Tokyo Electric Power : Plant operator detects increase in temperature in ice wall in Fukushima
Tokyo, Sept 2 (EFE).- Tepco Electric Power, or TEPCO, the owner of the Fukushima nuclear plant has detected an increase in the temperature of some parts of the underground ice wall that could affect its further construction and the dismantling of the plant.
The temperature rise was caused by intense rainfall in the region where the plant is located due to the typhoons that have been affecting the area since mid-August, a spokesperson of the company told EFE Friday.
The temperature of the wall to the south of reactor No.4 has gone up from minus 5 degrees to 1.8 degrees, according to the measurements carried out by TEPCO on Thursday.
An increase in temperature from minus 1.5 degrees to 1.4 degrees has also been detected east of reactor No.3.
The company is injecting a chemical in both the walls to solidify them, reduce the flow of water and accelerate the freezing process and is discussing other options in case these measures prove ineffective, the spokesperson explained.
Temperatures in these sections are already higher than those in other parts of the ice wall before the storms.
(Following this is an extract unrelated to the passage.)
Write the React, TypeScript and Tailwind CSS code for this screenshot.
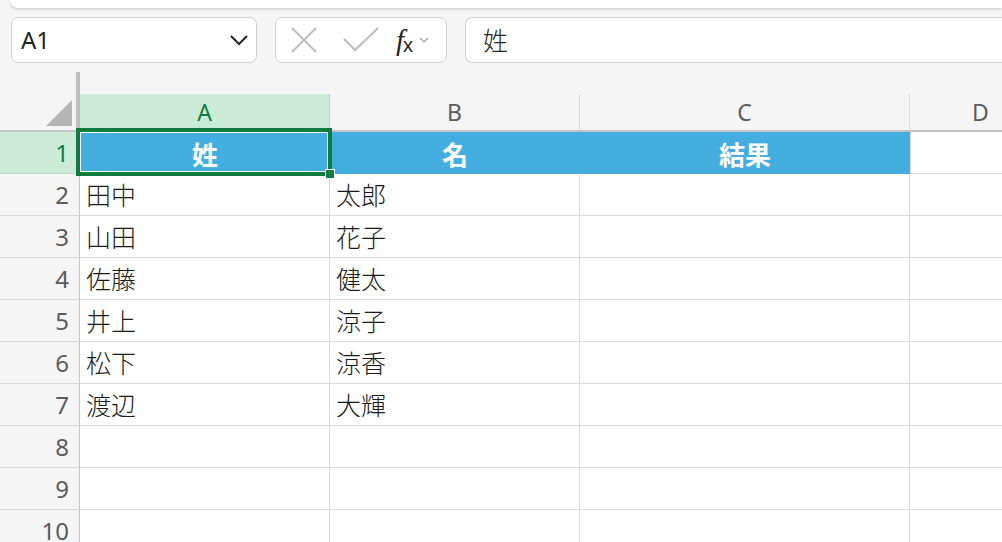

However, there are fears some sections of the wall could have thawed with the increase in underground water flow due to the rains.
The company said that this incident could affect the deadlines for the completion of the wall but the construction, which entered the second and second last phase in early June, will continue.
The purpose of the wall is to isolate the ground around the four reactors – affected by the 2011 earthquake and tsunami – to prevent water from natural aquifers flowing into them and coming into contact with the radioactive refrigerant and the contaminated water then finding its way into the Pacific Ocean.
This setback increases pressure on the company, that had barely made progress in bringing down the water still within the reactor basements and had said in July that the ice wall will not be 100 percent effective in blocking the groundwater, thus complicating efforts to dismantle the plant.